Texto: Verbigracia García L.
Había un aire de expectación especial cada vez que el Club Náutico anunciaba su fiesta de disfraces. En los años sesenta, cuando El Puerto todavía respiraba con calma marinera y elegancia veraniega, aquellas noches eran auténticos acontecimientos sociales, de los que se hablaba durante semanas.
El salón principal y la terraza del club se engalanaban con guirnaldas, farolillos y serpentinas, mientras las orquestas afinaban los instrumentos. La brisa del Guadalete traía consigo el olor a salitre mezclado con perfumes intensos y laca de peinado, porque las señoras acudían impecables, incluso bajo máscaras o disfraces que ocultaban sus rostros.
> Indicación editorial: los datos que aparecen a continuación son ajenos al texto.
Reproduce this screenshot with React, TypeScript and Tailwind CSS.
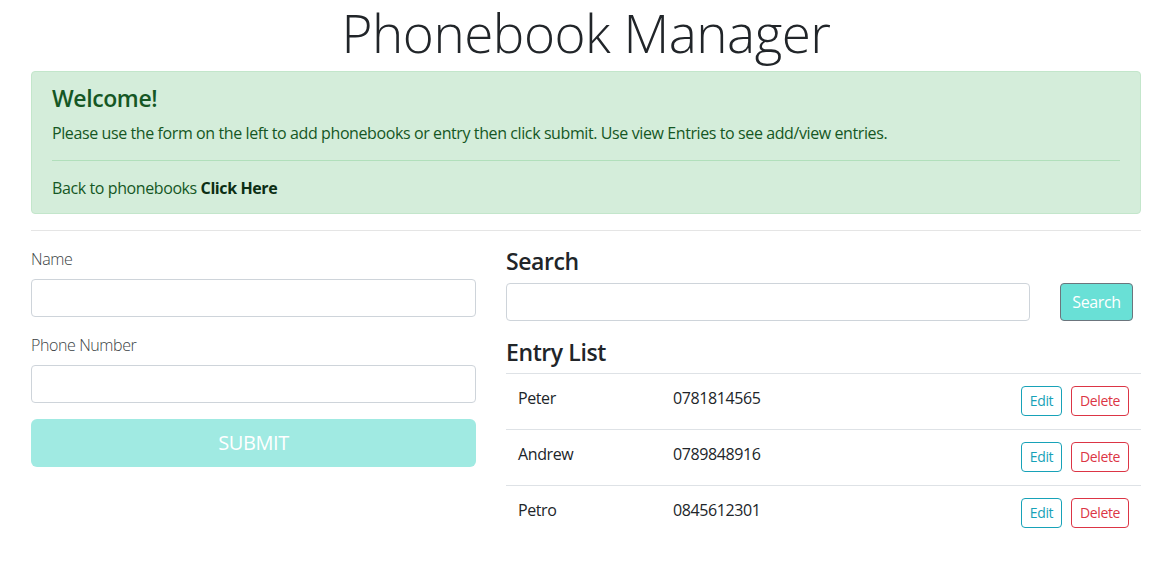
const entries = [
  { name: "Peter", phone: "0781814565" },
  { name: "Andrew", phone: "0789848916" },
  { name: "Petro", phone: "0845612301" },
];

export default function App() {
  return (
    <div className="min-h-screen bg-white pl-[31px] pr-[21px] font-['Open_Sans',sans-serif] text-[16px] leading-6 tracking-[-0.4px] text-[#212529]">
      <h1 className="mb-[6px] text-center text-[53px] font-light leading-[65px] tracking-[-0.5px]">Phonebook Manager</h1>

      <div className="rounded border border-[#c3e6cb] bg-[#d4edda] px-5 pb-[13px] pt-3 text-[#155724]">
        <h4 className="mb-2 text-[23px] font-semibold leading-[29px]">Welcome!</h4>
        <p>
          Please use the form on the left to add phonebooks or entry then click submit. Use view Entries to see add/view
          entries.
        </p>
        <hr className="my-[15px] border-t border-[#b1dfbb]" />
        <p>
          Back to phonebooks <b className="font-bold text-[#0b2e13]">Click Here</b>
        </p>
      </div>

      <hr className="mb-4 mt-4 border-t border-black/10" />

      <div className="flex gap-[30px]">
        <div className="w-[445px]">
          <label className="mb-2 block font-light text-[#3a3f44]">Name</label>
          <input className="mb-4 block h-[38px] w-full rounded border border-[#ced4da] px-3" />
          <label className="mb-2 block font-light text-[#3a3f44]">Phone Number</label>
          <input className="mb-4 block h-[38px] w-full rounded border border-[#ced4da] px-3" />
          <button className="block h-12 w-full rounded-md bg-[#a0eae2] text-[20px] text-white">SUBMIT</button>
        </div>

        <div className="flex-1">
          <h4 className="mb-[7px] text-[23px] font-semibold leading-[29px]">Search</h4>
          <div className="flex items-center pr-2">
            <input className="h-[38px] flex-1 rounded border border-[#ced4da] px-3" />
            <button className="ml-[30px] h-[38px] w-[73px] rounded border border-[#6c757d] bg-[#69e0d6] text-white">
              Search
            </button>
          </div>
          <h4 className="mb-[6px] mt-[17px] text-[23px] font-semibold leading-[29px]">Entry List</h4>
          <div>
            {entries.map((e) => (
              <div key={e.name} className="flex h-14 border-t border-[#dee2e6] px-3 pt-3">
                <div className="w-[155px]">{e.name}</div>
                <div className="flex-1">{e.phone}</div>
                <div className="flex gap-[9px]">
                  <button className="h-[30px] w-[41px] rounded border border-[#17a2b8] text-[14px] text-[#17a2b8]">
                    Edit
                  </button>
                  <button className="h-[30px] w-[58px] rounded border border-[#dc3545] text-[14px] text-[#dc3545]">
                    Delete
                  </button>
                </div>
              </div>
            ))}
          </div>
        </div>
      </div>
    </div>
  );
}
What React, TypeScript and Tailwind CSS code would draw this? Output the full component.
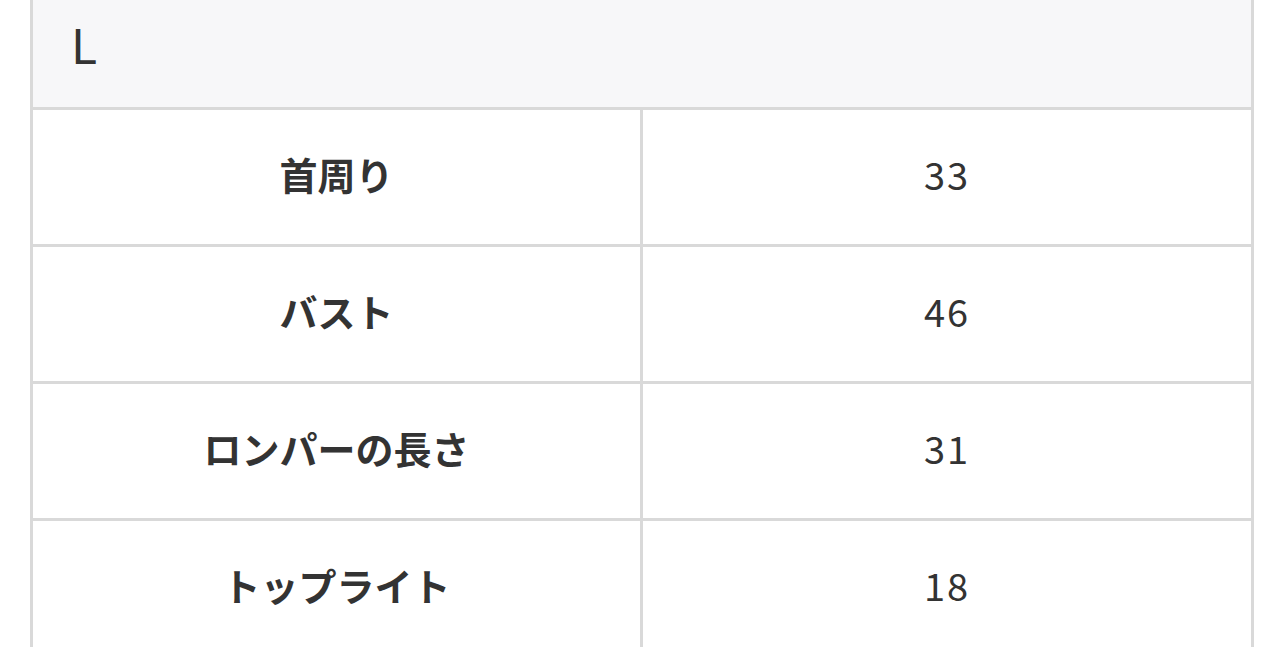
import React from 'react';

const rows = [
    { label: '首周り', value: '33' },
    { label: 'バスト', value: '46' },
    { label: 'ロンパーの長さ', value: '31' },
    { label: 'トップライト', value: '18' },
];

export default function App() {
    return (
        <div className="min-h-screen bg-white overflow-hidden" style={{ fontFamily: '"Noto Sans CJK JP", "Noto Sans", sans-serif' }}>
            <div className="mx-[30px] border-x-[3px] border-[#d9d9d9] text-[#333]">
                <div className="h-[110px] bg-[#f7f7f9] border-b-[3px] border-[#d9d9d9] pl-[38px] pt-[11px] text-[48px] leading-[64px] font-normal">
                    L
                </div>
                {rows.map((row) => (
                    <div key={row.label} className="grid grid-cols-[610px_1fr] h-[137px] border-b-[3px] border-[#d9d9d9]">
                        <div className="flex items-center justify-center pb-[8px] border-r-[3px] border-[#d9d9d9] text-[38px] font-bold">
                            {row.label}
                        </div>
                        <div className="flex items-center justify-center pb-[8px] text-[38px] tracking-[2px]">
                            {row.value}
                        </div>
                    </div>
                ))}
            </div>
        </div>
    );
}
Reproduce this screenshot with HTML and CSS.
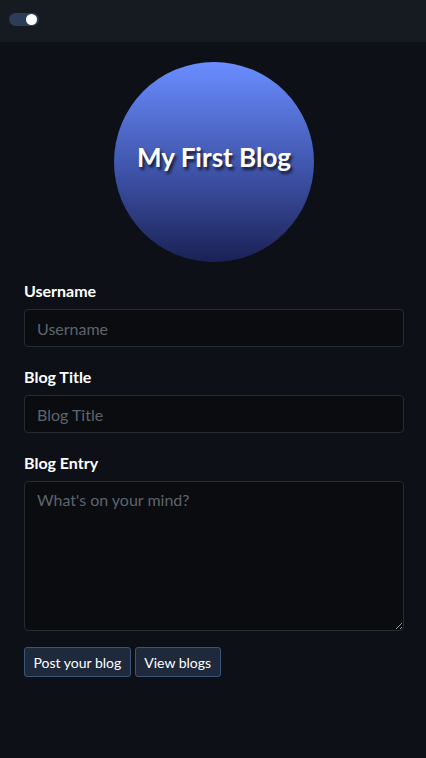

Los disfraces eran un espectáculo en sí mismos. Había quien se esmeraba con trajes confeccionados en casa, derrochando ingenio y puntadas de paciencia, y quien alquilaba atuendos más sofisticados: damas antiguas, piratas, caballeros medievales, bailarinas orientales. Los jóvenes, contagiados por los aires de modernidad, se atrevían con disfraces inspirados en el cine, la televisión o incluso en la naciente cultura pop, que poco a poco llegaba hasta las orillas del Guadalete.
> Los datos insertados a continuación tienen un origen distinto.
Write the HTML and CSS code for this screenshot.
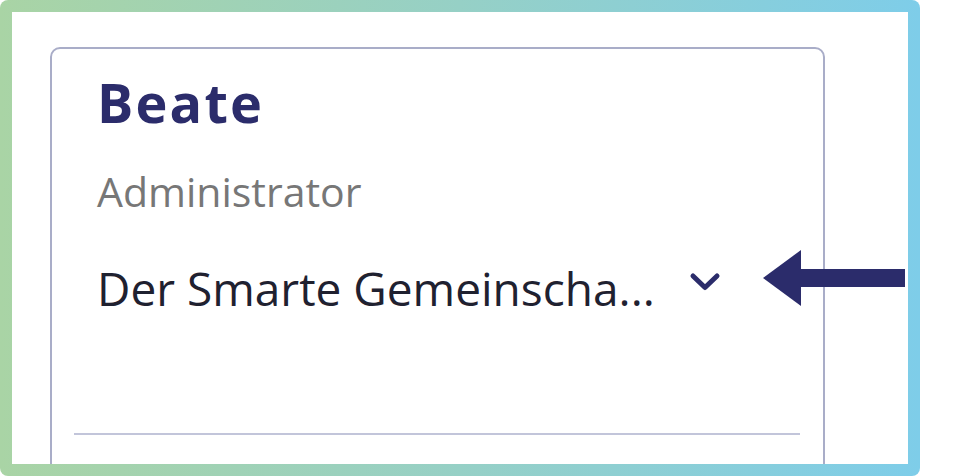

Se bailaba hasta la madrugada, al son de pasodobles, boleros y, cada vez más, ritmos modernos que hacían mover los pies a la nueva generación. Entre copa y copa, el concurso de disfraces añadía emoción: los premios, sencillos pero codiciados, eran motivo suficiente para desplegar creatividad y humor. No faltaban las comparsas que arrancaban carcajadas con letras picaronas o críticas veladas de la actualidad.
El Club Náutico, con sus luces reflejándose en el agua del puerto deportivo, era escenario de una mezcla curiosa: la elegancia de la sociedad local, el ingenio portuense y gaditano y el encanto de una ciudad que todavía conservaba la calma de los veranos largos.